British environmentalist (born 1945)

Robin Kevan (born 8 April 1945), a retired social worker, is affectionately known as Rob the Rubbish in his home town of Llanwrtyd Wells, Powys, for voluntarily clearing litter from the town's streets each day.

==Environmental activism==
He has become famous throughout the United Kingdom for his efforts to clean up the countryside, most notably on Ben Nevis in Scotland, Snowdon in Wales and Scafell Pike in England. It started with him quietly cleaning his own village of litter and went on from there. Slowly the media picked up on his efforts and he has been featured in numerous newspaper articles and TV and radio shows including the Richard & Judy Show on Channel 4, the BBC's Countryfile and the Jeremy Vine Show.
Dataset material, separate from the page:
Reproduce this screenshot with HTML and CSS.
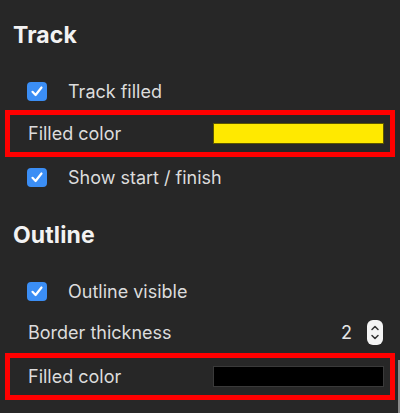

On 4 September 2006, The Daily Telegraph described Kevan as "the unlikely new hero of the environmental lobby". The Independent stated in one of its leaders in 2005 that "Mr Kevan thus follows in the footsteps of others who have decided something must be done and done it. One thinks of Florence Nightingale, Albert Schweitzer, Bob Geldof, Diana, Princess of Wales...". At the end of 2005, Stephen Jardine of the Edinburgh Evening News stated that Robin Kevan was his choice for Man of the Year and concluded: "Britain needs more people like Rob the Rubbish who recognise enough is enough and are prepared to take responsibility for doing something about it." In October 2006 he was taken on a trek to Mount Everest by Travel and Trek to clean up to the base camp of the world's highest mountain. In 2007 he appeared on the BBC's documentary series Mountain presented by Griff Rhys Jones in which it highlighted his work in cleaning up Snowdon in Wales. In the book which accompanied the series Jones said, "Rob proved to be an unnervingly delightful chap. He disliked litter so he had put on a day-glo jacket, taken up his claw stick and, like some medieval holy man, dedicated his life to wandering the wild places on behalf of us sinners. And he had a jacket for me too. It said, 'Griff the Garbage'".